MLR - Premarket Pulse August 23, 2012
Markets turned higher after the Federal Reserve released minutes of the July 31-August 1 meeting of the central bank’s Federal Open Market Committee which showed it was contemplating further monetary "accommodation" in the form of what is commonly known as "QE3" as it was worried about signs of decelerating growth. “Many members judged that additional monetary accommodation would likely be warranted fairly soon unless incoming information pointed to a substantial and sustainable strengthening in the pace of the economic recovery,” the minutes said.
The question is whether the economic releases since that meeting, one showing a 163,000 expansion in nonfarm payrolls in July and a pickup in retail sales, among other statistics, have changed anyone’s mind. On Tuesday, the president of the Atlanta Fed there was risk in using monetary policy “too aggressively” to counter problems that need to be fixed on a fiscal level.
The minutes released Wednesday showed two options. The first option is what the markets have been anticipating - a change in the date over which the central bank expected to keep its target range for the federal funds rate between 0% and 0.25%. The current Fed stance is to keep rates at “exceptionally low levels” through at least late 2014. The second option tossed around was “QE3” — or in the words of the minutes, “a new large-scale asset purchase program.” According to the minutes, “many” said such a program could provide additional support for the economy by putting downward pressure on long-term interest rates and making financial conditions more broadly easier.
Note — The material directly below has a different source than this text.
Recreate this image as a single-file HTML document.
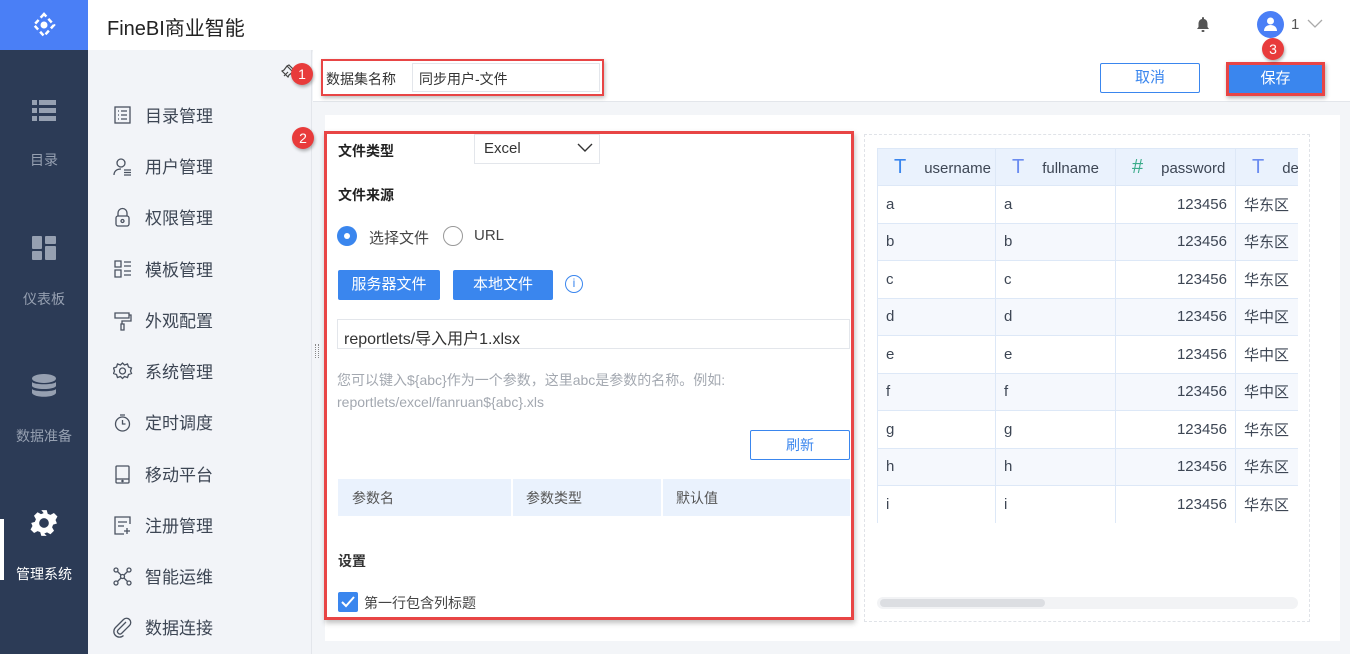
<!DOCTYPE html>
<html><head><meta charset="utf-8"><style>
*{margin:0;padding:0;box-sizing:border-box}
body{width:1350px;height:654px;overflow:hidden;position:relative;background:#f3f5f8;font-family:"Liberation Sans","Noto Sans CJK SC",sans-serif;color:#333}
.a{position:absolute}
.nav{left:0;top:50px;width:88px;height:604px;background:#2c3b56}
.nl{width:88px;text-align:center;font-size:14px;color:#96a0b1}
.sb{left:88px;top:50px;width:224px;height:604px;background:#f2f4f8;border-right:1px solid #e3e6eb}
.si{left:145px;font-size:17px;color:#3d4654}
.badge{width:22px;height:22px;border-radius:50%;background:#e83b3b;color:#fff;font-size:14px;text-align:center;line-height:22px;box-shadow:1px 2px 3px rgba(0,0,0,.3)}
.btn{background:#3a86ee;color:#fff;font-size:15px;text-align:center;border-radius:2px}
td,th{border:1px solid #dde8f7;font-size:15px;color:#3d4654;height:37.5px;padding:0 8px;text-align:left;font-weight:normal}
th{background:#eaf2fd;height:37px}
tr:nth-child(odd) td{background:#f5f8fd}
</style></head><body>
<div class="a" style="left:0;top:0;width:1350px;height:50px;background:#fff;box-shadow:0 1px 3px rgba(0,0,0,.06)"></div>
<div class="a" style="left:0;top:0;width:88px;height:50px;background:#4a7ff6"></div>
<svg class="a" style="left:30px;top:11px" width="28" height="28" viewBox="0 0 28 28"><g fill="none" stroke="#fff" stroke-width="2.5"><path d="M14 3 L4 14 L14 25 L24 14 Z" stroke-dasharray="5 3"/></g><circle cx="14" cy="14" r="3.5" fill="#fff"/></svg>
<div class="a" style="left:107px;top:12px;font-size:20px;color:#222">FineBI商业智能</div>
<svg class="a" style="left:1196px;top:16px" width="14" height="16" viewBox="0 0 14 16"><path d="M7 1a1 1 0 0 1 1 1v1c2.5.5 3.5 2.5 3.5 5v3l1.5 2H1l1.5-2V8c0-2.5 1-4.5 3.5-5V2a1 1 0 0 1 1-1z" fill="#555"/><rect x="5.5" y="14" width="3" height="2" rx="1" fill="#555"/></svg>
<div class="a" style="left:1257px;top:11px;width:27px;height:27px;border-radius:50%;background:#4a7ff6"></div>
<svg class="a" style="left:1263px;top:16px" width="15" height="16" viewBox="0 0 15 16"><circle cx="7.5" cy="5" r="3.5" fill="#fff"/><path d="M1 15c0-4 3-6 6.5-6s6.5 2 6.5 6z" fill="#fff"/></svg>
<div class="a" style="left:1291px;top:16px;font-size:15px;color:#555">1</div>
<svg class="a" style="left:1307px;top:19px" width="16" height="10"><path d="M1 1l7 7 7-7" fill="none" stroke="#aaa" stroke-width="1.3"/></svg>
<div class="a nav"></div>
<svg class="a" style="left:32px;top:100px" width="24" height="22"><g fill="#96a0b1"><rect x="0" y="0" width="5" height="5"/><rect x="7" y="0" width="17" height="5"/><rect x="0" y="8" width="5" height="5"/><rect x="7" y="8" width="17" height="5"/><rect x="0" y="16" width="5" height="5"/><rect x="7" y="16" width="17" height="5"/></g></svg>
<div class="a nl" style="top:150px">目录</div>
<svg class="a" style="left:32px;top:236px" width="24" height="24"><g fill="#96a0b1"><rect x="0" y="0" width="10" height="13" rx="1"/><rect x="13" y="0" width="11" height="8" rx="1"/><rect x="0" y="15" width="10" height="9" rx="1"/><rect x="13" y="10" width="11" height="14" rx="1"/></g></svg>
<div class="a nl" style="top:289px">仪表板</div>
<svg class="a" style="left:32px;top:374px" width="24" height="24"><g fill="#96a0b1"><ellipse cx="12" cy="4.5" rx="12" ry="4.5"/><path d="M0 8c2 3 22 3 24 0v4c-2 4-22 4-24 0z"/><path d="M0 15c2 3 22 3 24 0v4c-2 5-22 5-24 0z"/></g></svg>
<div class="a nl" style="top:426px">数据准备</div>
<div class="a" style="left:0;top:519px;width:4px;height:61px;background:#fff"></div>
<svg class="a" style="left:30px;top:509px" width="28" height="28" viewBox="0 0 26 26"><path fill="#fff" fill-rule="evenodd" d="M10.5 1h5l1 3.5 2.5 1 3.2-1.8 3.3 3.3-1.8 3.2 1 2.5L25 13.5l-3.5 1-1 2.5 1.8 3.2-3.3 3.3-3.2-1.8-2.5 1L15.5 25h-5l-1-3.5-2.5-1-3.2 1.8-3.3-3.3 1.8-3.2-1-2.5L1 13l3.5-1 1-2.5L3.7 6.3l3.3-3.3 3.2 1.8 2.5-1zM13 8.5a4.5 4.5 0 1 0 0 9 4.5 4.5 0 1 0 0-9z"/></svg>
<div class="a nl" style="top:564px;color:#fff">管理系统</div>
<div class="a sb"></div>
<svg class="a" style="left:281px;top:63px" width="16" height="16"><path d="M3 13l4-4M6 3l7 7M8 2l6 6-2 1-4 3-1 2-6-6 2-1 3-4z" fill="none" stroke="#444" stroke-width="1.2"/></svg>
<div class="a si" style="top:102px">目录管理</div>
<div class="a si" style="top:153px">用户管理</div>
<div class="a si" style="top:204px">权限管理</div>
<div class="a si" style="top:256px">模板管理</div>
<div class="a si" style="top:307px">外观配置</div>
<div class="a si" style="top:358px">系统管理</div>
<div class="a si" style="top:409px">定时调度</div>
<div class="a si" style="top:461px">移动平台</div>
<div class="a si" style="top:512px">注册管理</div>
<div class="a si" style="top:563px">智能运维</div>
<div class="a si" style="top:614px">数据连接</div>
<svg class="a" style="left:113px;top:106px" width="20" height="540" fill="none" stroke="#4a5260" stroke-width="1.3">
<rect x="2" y="1" width="15" height="16"/><path d="M5 5h1M8 5h6M5 9h1M8 9h6M5 13h1M8 13h6"/>
<g transform="translate(0,51)"><circle cx="8" cy="6" r="4"/><path d="M1 18c0-4 3-6 7-6M11 13h7M11 15.5h7M11 18h7"/></g>
<g transform="translate(0,102)"><rect x="3" y="8" width="13" height="10" rx="2"/><path d="M5 8V5a4.5 4.5 0 0 1 9 0v3"/><circle cx="9.5" cy="13" r="1.5"/></g>
<g transform="translate(0,154)"><path d="M2 1h6v6H2zM11 2h7M11 6h7M2 10h6v7H2zM11 11h7M11 15h7"/></g>
<g transform="translate(0,205)"><path d="M2 2h14v5H2zM16 4h2v6H9v3M8 13h3v6H8z"/></g>
<g transform="translate(0,256)"><circle cx="9.5" cy="9" r="3"/><path d="M9.5 1l2 2 3-1 1 3 3 1-1 3 1 2.5-3 1-1 3-3-1-2 2-2-2-3 1-1-3-3-1 1-2.5-1-3 3-1 1-3 3 1z"/></g>
<g transform="translate(0,307)"><circle cx="9.5" cy="11" r="7"/><path d="M9.5 7v4h3M7 2h5"/></g>
<g transform="translate(0,359)"><rect x="3" y="1" width="13" height="17" rx="1"/><path d="M3 14h13"/><circle cx="9.5" cy="16" r=".6"/></g>
<g transform="translate(0,410)"><path d="M17 8V1H2v17h9M5 6h9M5 10h6M14 12v6M11 15h6"/></g>
<g transform="translate(0,461)"><circle cx="3" cy="3" r="2"/><circle cx="16" cy="3" r="2"/><circle cx="3" cy="16" r="2"/><circle cx="16" cy="16" r="2"/><circle cx="9.5" cy="9.5" r="2"/><path d="M4.5 4.5l3.5 3.5M14.5 4.5l-3.5 3.5M4.5 14.5l3.5-3.5M14.5 14.5l-3.5-3.5"/></g>
<g transform="translate(0,512)"><path d="M13 4l-8 8a2.5 2.5 0 0 0 3.5 3.5l8-8a4 4 0 0 0-6-6l-8 8a5.5 5.5 0 0 0 8 8"/></g>
</svg>
<div class="a" style="left:313px;top:50px;width:1037px;height:52px;background:#fff;border-bottom:1px solid #e3e6eb"></div>
<div class="a" style="left:321px;top:59px;width:283px;height:37px;border:2px solid #e84545;box-shadow:1px 2px 4px rgba(0,0,0,.25)"></div>
<div class="a" style="left:326px;top:69px;font-size:14px;color:#333">数据集名称</div>
<div class="a" style="left:412px;top:63px;width:188px;height:29px;border:1px solid #e3e6eb;background:#fff;font-size:14px;padding:5px 6px;color:#333">同步用户-文件</div>
<div class="a badge" style="left:291px;top:63px">1</div>
<div class="a" style="left:1100px;top:63px;width:100px;height:30px;border:1px solid #3a86ee;border-radius:2px;color:#3a86ee;font-size:15px;text-align:center;line-height:28px;background:#fff">取消</div>
<div class="a" style="left:1226px;top:62px;width:99px;height:34px;border:3px solid #e84545;box-shadow:1px 2px 4px rgba(0,0,0,.3);background:#3a86ee;color:#fff;font-size:15px;text-align:center;line-height:28px">保存</div>
<div class="a badge" style="left:1262px;top:38px">3</div>
<div class="a" style="left:325px;top:115px;width:1015px;height:526px;background:#fff"></div>
<div class="a" style="left:315px;top:344px;width:4px;height:14px;border-left:1px dotted #888;border-right:1px dotted #888"></div>
<div class="a" style="left:324px;top:131px;width:530px;height:489px;border:3px solid #e84545;box-shadow:1px 3px 5px rgba(0,0,0,.25)"></div>
<div class="a badge" style="left:292px;top:127px">2</div>
<div class="a" style="left:338px;top:141px;font-size:14px;font-weight:bold;color:#222">文件类型</div>
<div class="a" style="left:474px;top:134px;width:126px;height:30px;border:1px solid #e3e6eb;font-size:15px;padding:5px 9px;color:#333">Excel</div>
<svg class="a" style="left:577px;top:143px" width="16" height="10"><path d="M1 1l7 7 7-7" fill="none" stroke="#333" stroke-width="1.4"/></svg>
<div class="a" style="left:338px;top:185px;font-size:14px;font-weight:bold;color:#222">文件来源</div>
<div class="a" style="left:337px;top:226px;width:20px;height:20px;border-radius:50%;background:#3a86ee"></div>
<div class="a" style="left:344px;top:233px;width:6px;height:6px;border-radius:50%;background:#fff"></div>
<div class="a" style="left:369px;top:227px;font-size:15px;color:#444">选择文件</div>
<div class="a" style="left:443px;top:226px;width:20px;height:20px;border-radius:50%;border:1px solid #999"></div>
<div class="a" style="left:474px;top:227px;font-size:15px;color:#444">URL</div>
<div class="a btn" style="left:338px;top:270px;width:102px;height:30px;line-height:30px">服务器文件</div>
<div class="a btn" style="left:453px;top:270px;width:100px;height:30px;line-height:30px">本地文件</div>
<div class="a" style="left:565px;top:275px;width:18px;height:18px;border-radius:50%;border:1.5px solid #3a86ee;color:#3a86ee;font-size:12px;text-align:center;line-height:15px">i</div>
<div class="a" style="left:337px;top:319px;width:513px;height:30px;border:1px solid #e3e6eb;font-size:16px;padding:5px 6px;color:#333">reportlets/导入用户1.xlsx</div>
<div class="a" style="left:337px;top:369px;font-size:14px;color:#a3a8b0;line-height:22px">您可以键入${abc}作为一个参数，这里abc是参数的名称。例如:<br>reportlets/excel/fanruan${abc}.xls</div>
<div class="a" style="left:750px;top:430px;width:100px;height:30px;border:1px solid #3a86ee;border-radius:2px;color:#3a86ee;font-size:14px;text-align:center;line-height:28px">刷新</div>
<div class="a" style="left:338px;top:479px;width:512px;height:37px;background:#eaf2fd"></div>
<div class="a" style="left:511px;top:479px;width:2px;height:37px;background:#fff"></div>
<div class="a" style="left:661px;top:479px;width:2px;height:37px;background:#fff"></div>
<div class="a" style="left:352px;top:488px;font-size:14px;color:#555">参数名</div>
<div class="a" style="left:526px;top:488px;font-size:14px;color:#555">参数类型</div>
<div class="a" style="left:676px;top:488px;font-size:14px;color:#555">默认值</div>
<div class="a" style="left:338px;top:551px;font-size:14px;font-weight:bold;color:#333">设置</div>
<div class="a" style="left:338px;top:592px;width:20px;height:20px;background:#3a86ee;border-radius:2px"></div>
<svg class="a" style="left:341px;top:596px" width="14" height="12"><path d="M1 6l4 4 8-9" fill="none" stroke="#fff" stroke-width="2"/></svg>
<div class="a" style="left:364px;top:593px;font-size:14px;color:#444">第一行包含列标题</div>
<div class="a" style="left:864px;top:134px;width:446px;height:488px;border:1px dashed #e0e3e8"></div>
<div class="a" style="left:877px;top:148px;width:421px;height:375px;overflow:hidden">
<table style="border-collapse:collapse;width:480px;table-layout:fixed">
<colgroup><col style="width:118px"><col style="width:120px"><col style="width:120px"><col style="width:122px"></colgroup>
<tr><th><span style="color:#3a86ee;font-size:20px;margin:0 18px 0 8px">T</span>username</th><th><span style="color:#6b8cf0;font-size:20px;margin:0 18px 0 8px">T</span>fullname</th><th><span style="color:#3aab8a;font-size:20px;margin:0 18px 0 8px">#</span>password</th><th><span style="color:#6b8cf0;font-size:20px;margin:0 18px 0 8px">T</span>dep</th></tr>
<tr><td>a</td><td>a</td><td style="text-align:right">123456</td><td>华东区</td></tr>
<tr><td>b</td><td>b</td><td style="text-align:right">123456</td><td>华东区</td></tr>
<tr><td>c</td><td>c</td><td style="text-align:right">123456</td><td>华东区</td></tr>
<tr><td>d</td><td>d</td><td style="text-align:right">123456</td><td>华中区</td></tr>
<tr><td>e</td><td>e</td><td style="text-align:right">123456</td><td>华中区</td></tr>
<tr><td>f</td><td>f</td><td style="text-align:right">123456</td><td>华中区</td></tr>
<tr><td>g</td><td>g</td><td style="text-align:right">123456</td><td>华东区</td></tr>
<tr><td>h</td><td>h</td><td style="text-align:right">123456</td><td>华东区</td></tr>
<tr><td>i</td><td>i</td><td style="text-align:right">123456</td><td>华东区</td></tr>
</table></div>
<div class="a" style="left:877px;top:597px;width:421px;height:12px;border-radius:6px;background:#f2f3f5"></div>
<div class="a" style="left:880px;top:599px;width:165px;height:8px;border-radius:4px;background:#dcdee2"></div>
</body></html>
Indeed, the Congressional Budget Office said Wednesday that the U.S. economy will slide into recession in 2013 if Congress fails to act.
While investors seek to ascribe any market rally to the "hope" of QE, a more substantial, underlying condition may be driving the current rally, and that is potential for big change in the November elections. Thus, while investors are focused on some sort of QE confirmation for a continued rally in stocks, they may be over-looking the "Romney Rally" factor which may be more important to the market than QE in terms of establishing the underlying conditions for a sustained market rally, a "bull market," if you will, going into the end of 2012.
Gold and silver continue to move higher, and our buy signals for gold on Friday of last week and for silver on Monday have borne fruit thus far. Both metals are approaching their 200-day moving averages, and a move above this key moving average would provide additional confirmation with respect to the "staying power" of the current precious metals rally.